[Excerpt from a dataset]
=======
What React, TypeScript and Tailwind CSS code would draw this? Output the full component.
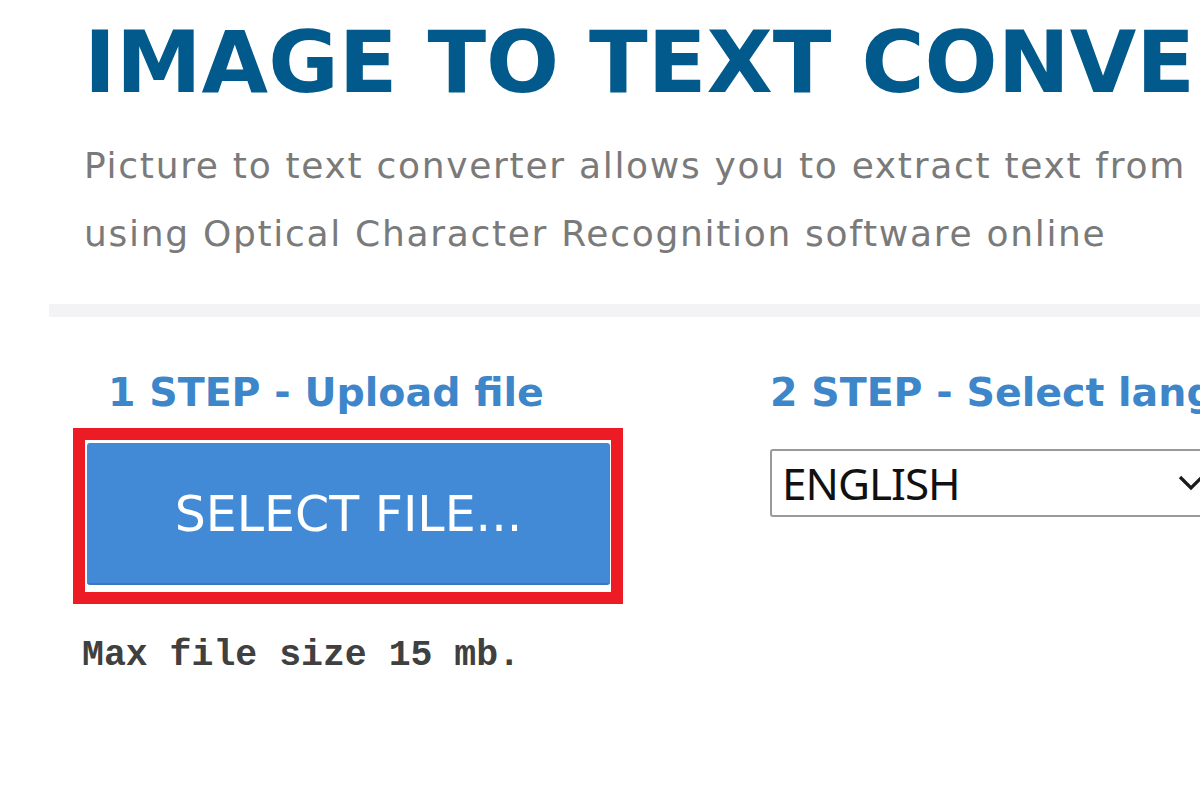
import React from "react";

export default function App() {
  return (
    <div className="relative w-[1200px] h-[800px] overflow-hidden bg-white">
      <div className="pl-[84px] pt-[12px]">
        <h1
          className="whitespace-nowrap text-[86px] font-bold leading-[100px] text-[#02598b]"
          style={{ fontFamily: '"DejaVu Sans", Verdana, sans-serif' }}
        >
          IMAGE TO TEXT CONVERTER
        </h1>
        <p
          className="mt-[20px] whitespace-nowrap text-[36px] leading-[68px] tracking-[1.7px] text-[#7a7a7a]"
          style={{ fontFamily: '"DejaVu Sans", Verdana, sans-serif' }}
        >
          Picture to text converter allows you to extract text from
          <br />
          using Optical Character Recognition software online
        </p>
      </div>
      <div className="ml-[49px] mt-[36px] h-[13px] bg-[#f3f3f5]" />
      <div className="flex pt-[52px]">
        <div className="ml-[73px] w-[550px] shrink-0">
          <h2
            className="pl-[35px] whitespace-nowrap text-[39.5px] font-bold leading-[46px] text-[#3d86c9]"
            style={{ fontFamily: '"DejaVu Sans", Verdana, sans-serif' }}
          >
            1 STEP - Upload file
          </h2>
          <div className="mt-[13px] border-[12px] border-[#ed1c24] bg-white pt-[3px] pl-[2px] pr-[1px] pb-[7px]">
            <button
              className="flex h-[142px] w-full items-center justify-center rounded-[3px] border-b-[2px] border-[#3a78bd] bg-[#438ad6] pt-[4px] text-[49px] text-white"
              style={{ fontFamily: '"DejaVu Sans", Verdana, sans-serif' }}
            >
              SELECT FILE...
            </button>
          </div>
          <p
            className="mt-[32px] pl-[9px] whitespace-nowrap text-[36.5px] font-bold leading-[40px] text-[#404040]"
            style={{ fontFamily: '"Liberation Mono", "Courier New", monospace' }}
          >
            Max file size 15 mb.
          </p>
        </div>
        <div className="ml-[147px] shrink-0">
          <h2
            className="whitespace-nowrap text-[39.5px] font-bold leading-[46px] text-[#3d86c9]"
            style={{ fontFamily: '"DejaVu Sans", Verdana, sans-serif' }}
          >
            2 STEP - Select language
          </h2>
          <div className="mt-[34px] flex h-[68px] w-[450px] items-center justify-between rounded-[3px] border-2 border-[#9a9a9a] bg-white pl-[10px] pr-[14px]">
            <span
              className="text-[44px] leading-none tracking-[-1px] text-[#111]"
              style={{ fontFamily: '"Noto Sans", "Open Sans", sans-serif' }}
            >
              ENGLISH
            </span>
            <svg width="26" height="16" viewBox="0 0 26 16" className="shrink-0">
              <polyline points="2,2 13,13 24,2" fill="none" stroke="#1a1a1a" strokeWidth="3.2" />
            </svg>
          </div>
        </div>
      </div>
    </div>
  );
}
=======
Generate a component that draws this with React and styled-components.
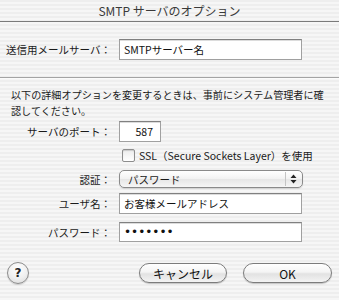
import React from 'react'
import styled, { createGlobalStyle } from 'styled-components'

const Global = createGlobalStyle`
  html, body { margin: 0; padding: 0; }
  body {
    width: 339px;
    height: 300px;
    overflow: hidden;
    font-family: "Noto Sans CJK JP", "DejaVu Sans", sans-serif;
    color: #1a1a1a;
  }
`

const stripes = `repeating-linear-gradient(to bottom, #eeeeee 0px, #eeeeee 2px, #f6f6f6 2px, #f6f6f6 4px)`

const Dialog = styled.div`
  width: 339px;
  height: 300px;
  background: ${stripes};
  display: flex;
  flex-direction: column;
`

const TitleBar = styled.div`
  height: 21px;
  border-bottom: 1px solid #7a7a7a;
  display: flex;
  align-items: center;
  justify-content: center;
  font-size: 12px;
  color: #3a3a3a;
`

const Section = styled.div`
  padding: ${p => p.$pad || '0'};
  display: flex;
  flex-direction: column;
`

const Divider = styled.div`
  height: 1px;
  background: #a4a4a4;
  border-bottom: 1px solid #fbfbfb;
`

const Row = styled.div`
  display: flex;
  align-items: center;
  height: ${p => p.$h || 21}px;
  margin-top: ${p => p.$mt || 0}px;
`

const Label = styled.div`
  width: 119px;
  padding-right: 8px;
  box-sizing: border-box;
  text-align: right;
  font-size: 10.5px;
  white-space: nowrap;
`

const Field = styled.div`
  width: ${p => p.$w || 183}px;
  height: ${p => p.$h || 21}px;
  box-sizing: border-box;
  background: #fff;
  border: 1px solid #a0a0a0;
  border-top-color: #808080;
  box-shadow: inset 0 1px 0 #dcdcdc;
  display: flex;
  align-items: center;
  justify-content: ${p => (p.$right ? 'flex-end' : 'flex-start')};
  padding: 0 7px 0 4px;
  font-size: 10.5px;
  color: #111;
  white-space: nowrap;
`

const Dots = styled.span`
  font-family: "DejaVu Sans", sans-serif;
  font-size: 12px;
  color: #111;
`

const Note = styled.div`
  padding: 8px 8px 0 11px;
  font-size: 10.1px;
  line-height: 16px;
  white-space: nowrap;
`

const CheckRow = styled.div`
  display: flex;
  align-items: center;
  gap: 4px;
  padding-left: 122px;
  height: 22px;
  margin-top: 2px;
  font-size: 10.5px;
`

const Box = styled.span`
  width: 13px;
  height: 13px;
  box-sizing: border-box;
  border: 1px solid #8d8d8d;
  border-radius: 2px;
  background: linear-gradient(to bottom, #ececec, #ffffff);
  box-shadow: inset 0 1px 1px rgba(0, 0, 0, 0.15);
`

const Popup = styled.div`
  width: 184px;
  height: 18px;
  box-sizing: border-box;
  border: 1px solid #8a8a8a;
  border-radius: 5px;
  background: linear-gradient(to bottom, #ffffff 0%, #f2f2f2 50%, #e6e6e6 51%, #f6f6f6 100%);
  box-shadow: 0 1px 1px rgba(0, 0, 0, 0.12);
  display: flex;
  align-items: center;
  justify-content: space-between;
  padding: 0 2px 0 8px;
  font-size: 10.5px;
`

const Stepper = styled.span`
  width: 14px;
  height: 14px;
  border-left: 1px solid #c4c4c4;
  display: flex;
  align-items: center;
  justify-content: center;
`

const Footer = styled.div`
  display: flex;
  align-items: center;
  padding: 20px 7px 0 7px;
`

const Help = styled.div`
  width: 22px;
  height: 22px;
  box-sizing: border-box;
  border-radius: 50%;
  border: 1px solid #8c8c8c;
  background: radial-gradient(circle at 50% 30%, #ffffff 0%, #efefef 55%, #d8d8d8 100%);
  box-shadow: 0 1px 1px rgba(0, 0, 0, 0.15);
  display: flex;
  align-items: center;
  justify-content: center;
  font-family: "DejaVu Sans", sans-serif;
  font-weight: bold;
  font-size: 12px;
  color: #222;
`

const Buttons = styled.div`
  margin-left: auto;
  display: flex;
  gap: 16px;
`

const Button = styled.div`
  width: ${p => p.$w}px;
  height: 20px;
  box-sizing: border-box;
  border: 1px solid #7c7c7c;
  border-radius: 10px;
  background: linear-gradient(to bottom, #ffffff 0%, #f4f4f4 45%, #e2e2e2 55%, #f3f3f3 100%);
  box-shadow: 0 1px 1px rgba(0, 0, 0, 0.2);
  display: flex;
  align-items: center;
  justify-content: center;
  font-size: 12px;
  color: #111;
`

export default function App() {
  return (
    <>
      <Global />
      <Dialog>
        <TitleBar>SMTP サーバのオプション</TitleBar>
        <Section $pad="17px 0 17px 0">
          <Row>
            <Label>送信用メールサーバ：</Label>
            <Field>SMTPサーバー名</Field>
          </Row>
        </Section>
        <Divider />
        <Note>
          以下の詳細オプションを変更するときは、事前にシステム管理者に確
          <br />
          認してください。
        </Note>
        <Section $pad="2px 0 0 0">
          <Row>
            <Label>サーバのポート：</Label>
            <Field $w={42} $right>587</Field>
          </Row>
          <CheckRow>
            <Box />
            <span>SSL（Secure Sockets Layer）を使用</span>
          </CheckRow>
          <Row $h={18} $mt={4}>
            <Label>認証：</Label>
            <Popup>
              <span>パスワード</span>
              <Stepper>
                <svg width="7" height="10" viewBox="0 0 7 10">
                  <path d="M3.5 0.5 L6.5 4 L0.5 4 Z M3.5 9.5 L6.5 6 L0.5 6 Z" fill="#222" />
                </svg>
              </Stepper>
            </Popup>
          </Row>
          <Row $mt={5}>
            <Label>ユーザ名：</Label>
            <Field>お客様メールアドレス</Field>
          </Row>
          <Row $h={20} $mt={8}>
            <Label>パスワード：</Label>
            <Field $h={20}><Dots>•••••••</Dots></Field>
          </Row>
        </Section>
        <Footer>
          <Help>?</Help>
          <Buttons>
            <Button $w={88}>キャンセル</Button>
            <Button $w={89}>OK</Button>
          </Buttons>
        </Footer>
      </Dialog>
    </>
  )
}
=======
- TASK INSTRUCTIONS -
Every line that holds the word "React" should be extracted.

- EXERCISE RESPONSE -
What React, TypeScript and Tailwind CSS code would draw this? Output the full component.
import React from "react";
Generate a component that draws this with React and styled-components.
import React from 'react'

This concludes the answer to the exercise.